What are some of the biggest issues for college students? At U.Va: competition, appearing moderate (extremes in studying, exercise, drinking are all done but need to be covered up so that you don't look too ___ ), loneliness/not fitting in, pleasing their parents, depression, rest. 

What do you say to students who are struggling with their relationship with God? I usually start with looking at what is going on practically in their lives. Are they availing themselves to the means of grace that God has given us (church/worship, prayer, fellowship, Bible reading). I also ask them about sleep, drugs, sex/pornography. It depends on what issue in the relationship they are struggling with (theological? spiritual warfare? doubt? depression?) 
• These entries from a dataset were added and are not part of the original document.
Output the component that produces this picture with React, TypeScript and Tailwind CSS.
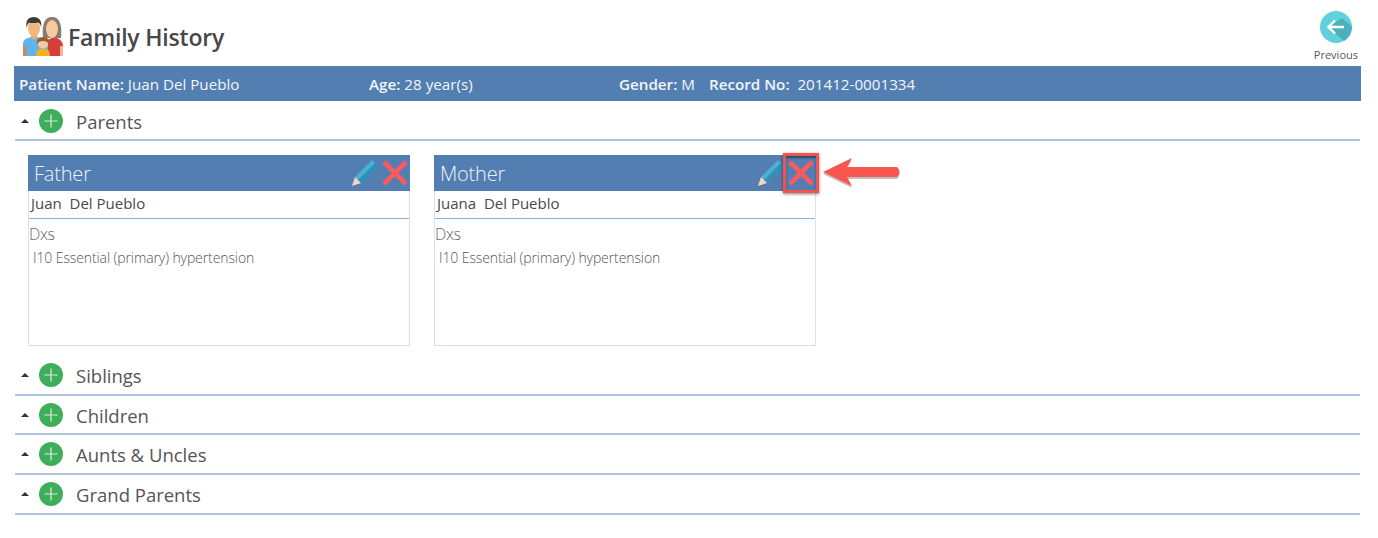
import React from "react";

const FONT = "font-['Open_Sans','Noto_Sans',sans-serif]";

const FamilyIcon = () => (
    <svg width="42" height="42" viewBox="0 0 42 42">
        {/* mother */}
        <path d="M21 23 Q19 2 30 2 Q41 2 39 23 Z" fill="#8a7b70"/>
        <path d="M25 25 L30 23 L35 23 Q40 25 41 30 L41 41 L25 41Z" fill="#d33f3c"/>
        <path d="M38 31 h3 v10 h-3z" fill="#eeb98a"/>
        <ellipse cx="30" cy="14" rx="6" ry="9" fill="#f6c9a0"/>
        {/* father */}
        <path d="M1 41 L1 29 Q1 24 6 23 L9 22 L16 22 L21 24 L26 30 L26 41 Z" fill="#5fb4ea"/>
        <path d="M1 31 h3.5 v10 h-3.5z" fill="#c98a5e"/>
        <path d="M9 17 h6 v6 l-3 2 l-3 -2z" fill="#e3a873"/>
        <ellipse cx="12" cy="13" rx="6" ry="9" fill="#f1b780"/>
        <path d="M4.5 13 Q3 2 12 2 Q20 2 19.5 13 Q18.5 8 16 7.5 Q10 8.5 7 7.5 Q5.5 9 4.5 13Z" fill="#3d3a37"/>
        {/* child */}
        <path d="M14 41 Q14 35 18 34 L24 34 Q28 35 28 41Z" fill="#f6b21e"/>
        <circle cx="21" cy="28" r="5.5" fill="#f6c9a0"/>
        <path d="M15 30 Q14 22 21 22 Q28 22 27 30 Q26 26 21 26 Q16 26 15 30Z" fill="#9a5a30"/>
    </svg>
);

const PlusIcon = () => (
    <svg width="24" height="24" viewBox="0 0 24 24" className="shrink-0">
        <circle cx="12" cy="12" r="12" fill="#3fae5a"/>
        <path d="M12 5.5v13M5.5 12h13" stroke="#d5efdb" strokeWidth="1.2"/>
    </svg>
);

const Caret = () => (
    <svg width="8" height="4" viewBox="0 0 8 4" className="shrink-0">
        <path d="M0 4 L4 0 L8 4Z" fill="#333"/>
    </svg>
);

const Pencil = () => (
    <svg width="26" height="26" viewBox="0 0 26 26">
        <path d="M20 0 L26 6 L9 23 L3 17Z" fill="#2a93bd"/>
        <path d="M20 0 L23 3 L6 20 L3 17Z" fill="#4fafd3"/>
        <path d="M3 17 L9 23 L0 26Z" fill="#f7d3c0"/>
    </svg>
);

const Cross = () => (
    <svg width="26" height="26" viewBox="0 0 26 26">
        <path d="M2 2 L24 24 M24 2 L2 24" stroke="#fb5a5f" strokeWidth="4.6"/>
    </svg>
);

const PersonCard = ({relation, name}: { relation: string; name: string }) => (
    <div className="w-[382px] h-[191px] border border-[#dcdfe3] border-t-0 flex flex-col">
        <div className="h-[36px] bg-[#527eb2] flex items-center justify-between pl-[6px] pr-[2px] -mx-px">
            <span className="mt-[2px] text-[20px] font-light text-[#eef2f7] tracking-[-0.2px]">{relation}</span>
            <div className="flex items-center gap-[4px]">
                <Pencil/>
                <Cross/>
            </div>
        </div>
        <div className="h-[28px] border-b border-[#8fb0d6] pl-[2px] pb-[2px] flex items-center text-[15px] text-[#4a4a4a] whitespace-pre">
            {name}
        </div>
        <div className="pt-[4px] text-[#666]">
            <div className="text-[16px] font-light leading-[22px] tracking-[-0.4px]">Dxs</div>
            <div className="text-[14px] font-light leading-[25px] pl-[4px] text-[#555] tracking-[-0.1px]">I10 Essential (primary) hypertension</div>
        </div>
    </div>
);

const SectionHead = ({label, height}: { label: string; height: string }) => (
    <div className={`${height} border-b-2 border-[#b0c2de] flex items-center pl-[6px]`}>
        <Caret/>
        <span className="ml-[10px] flex"><PlusIcon/></span>
        <span className="ml-[13px] mt-[2px] text-[18.5px] text-[#555]">{label}</span>
    </div>
);

export default function App() {
    return (
        <div className={`w-[1378px] h-[538px] bg-white relative overflow-hidden ${FONT}`}>
            <div className="h-[66px] pl-[22px] pr-[20px] flex justify-between">
                <div className="flex items-center pt-[6px] gap-[4px]">
                    <FamilyIcon/>
                    <h1 className="mt-[3px] text-[23px] font-semibold text-[#484848] tracking-[-0.2px]">Family History</h1>
                </div>
                <div className="flex flex-col items-center pt-[11px]">
                    <svg width="32" height="32" viewBox="0 0 32 32">
                        <circle cx="16" cy="16" r="16" fill="#62d0da"/>
                        <path d="M9 16 L16 23 L24 30 Q31 26 32 16 L22 7Z" fill="#4ab0bb"/>
                        <path d="M24 16H9M15 9.5L8.5 16l6.5 6.5" stroke="#fff" strokeWidth="2.4" fill="none"/>
                    </svg>
                    <span className="text-[11px] text-[#555] leading-[20px] mt-[2px]">Previous</span>
                </div>
            </div>
            <div className="mx-[14px] w-[1347px] h-[35px] pt-[1px] bg-[#527eb2] flex items-center text-[15.2px] text-[#f2f5f9] pl-[5px]">
                <span className="w-[350px]"><b className="font-semibold">Patient Name:</b> Juan Del Pueblo</span>
                <span className="w-[250px]"><b className="font-semibold">Age:</b> 28 year(s)</span>
                <span className="w-[90px]"><b className="font-semibold">Gender:</b> M</span>
                <span><b className="font-semibold">Record No:</b>&nbsp; 201412-0001334</span>
            </div>
            <div className="ml-[15px] w-[1345px]">
                <SectionHead label="Parents" height="h-[40px] pt-[2px]"/>
                <div className="h-[215px] pl-[13px] pt-[14px] flex gap-[24px]">
                    <PersonCard relation="Father" name="Juan  Del Pueblo"/>
                    <PersonCard relation="Mother" name="Juana  Del Pueblo"/>
                </div>
                <SectionHead label="Siblings" height="h-[40px]"/>
                <SectionHead label="Children" height="h-[39px]"/>
                <SectionHead label="Aunts & Uncles" height="h-[40px]"/>
                <SectionHead label="Grand Parents" height="h-[40px]"/>
            </div>
            {/* annotation over the screenshot */}
            <div className="absolute left-[783px] top-[153px] w-[36px] h-[40px] border-[3px] border-[#f0544f] shadow-[0_1px_3px_rgba(0,0,0,0.5),inset_0_2px_2px_rgba(0,0,0,0.45)]"/>
            <svg className="absolute left-[820px] top-[155px]" width="84" height="36" viewBox="0 0 84 36">
                <path d="M3 17 L32 3 L27 12 L77 12 Q82 17 77 22 L27 22 L32 31Z" fill="#000" opacity="0.25" transform="translate(0 2)"/>
                <path d="M3 17 L32 3 L27 12 L77 12 Q82 17 77 22 L27 22 L32 31Z" fill="#f9554f"/>
            </svg>
        </div>
    );
}
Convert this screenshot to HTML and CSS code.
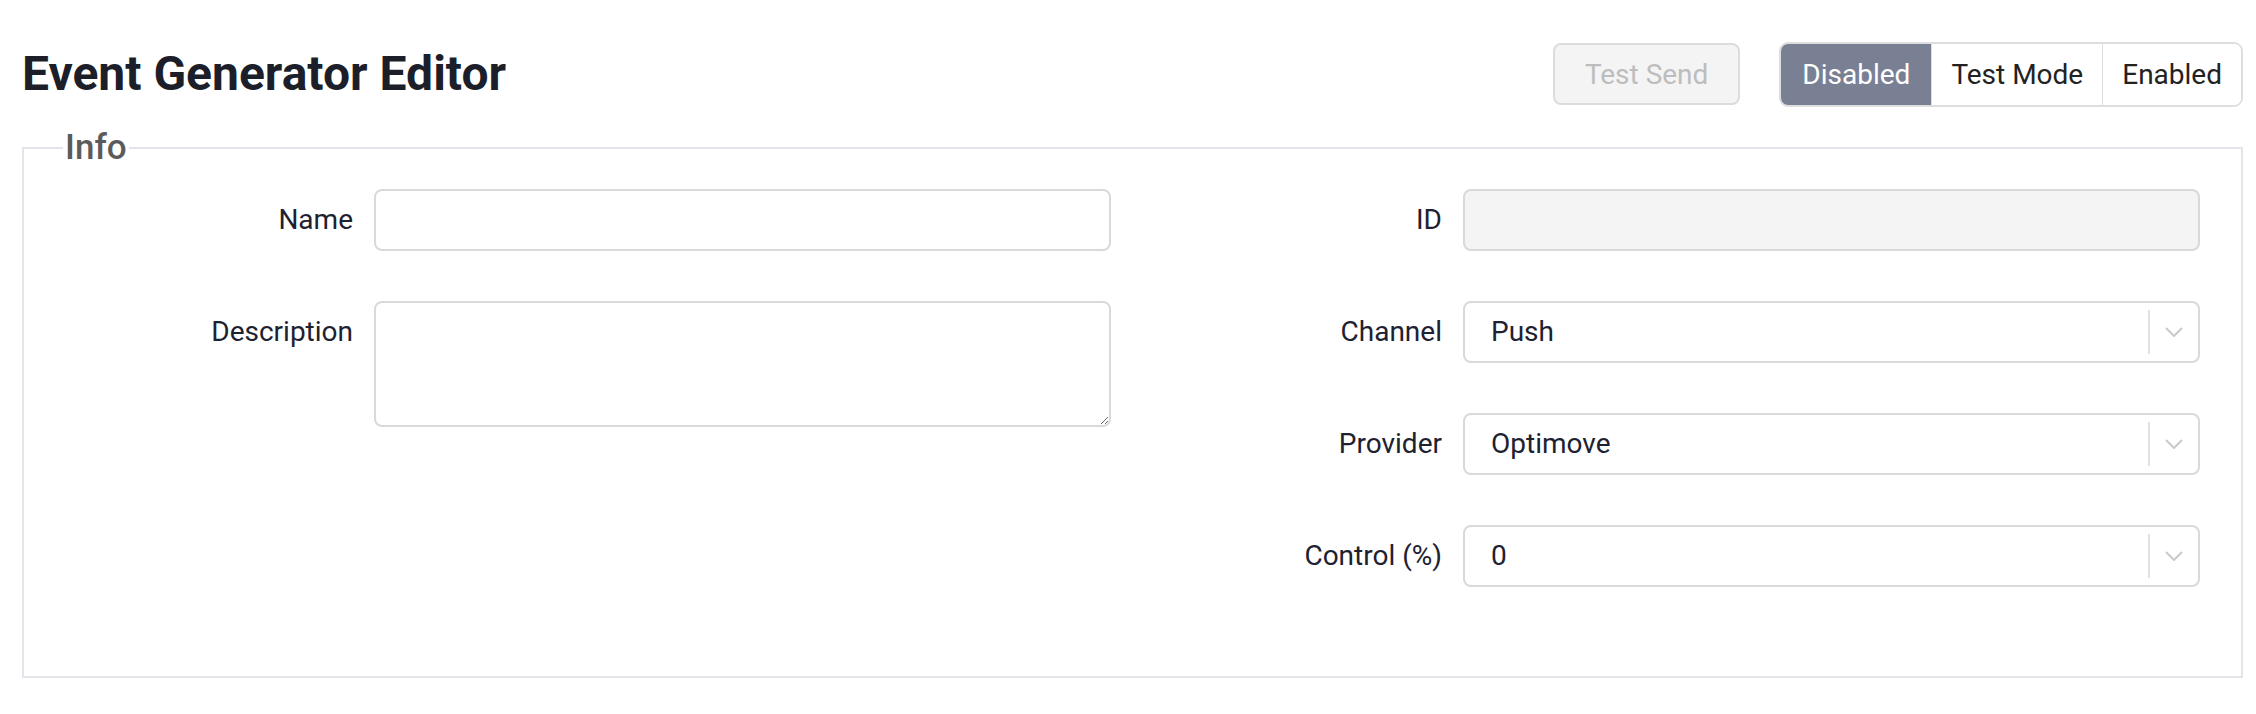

What have you learned in your years as a college graduate that gives you perspective and helps you in talking with current students? God is serious about our walk with Him and His call to obedience. God has made us to work, rest, eat, sleep, and be with people. God has made us to corporately worship and be in a church community. Things quickly fall apart when we don't live in light of these things.  What advice would you give to incoming freshmen?

Especially at U.Va: Be a friend, don't wait for others to befriend you. Don't compare yourself to anyone else. Go to church. Join a Bible study/small group. Go to class. Sleep. Find people that let you be yourself. Remind yourself that perfection (or the more acceptable idea of "excellence") is a ridiculous, inhuman, and unattainable standard.                

             -Jen Slate, University Reformed Fellowship (RUF) at U.Va.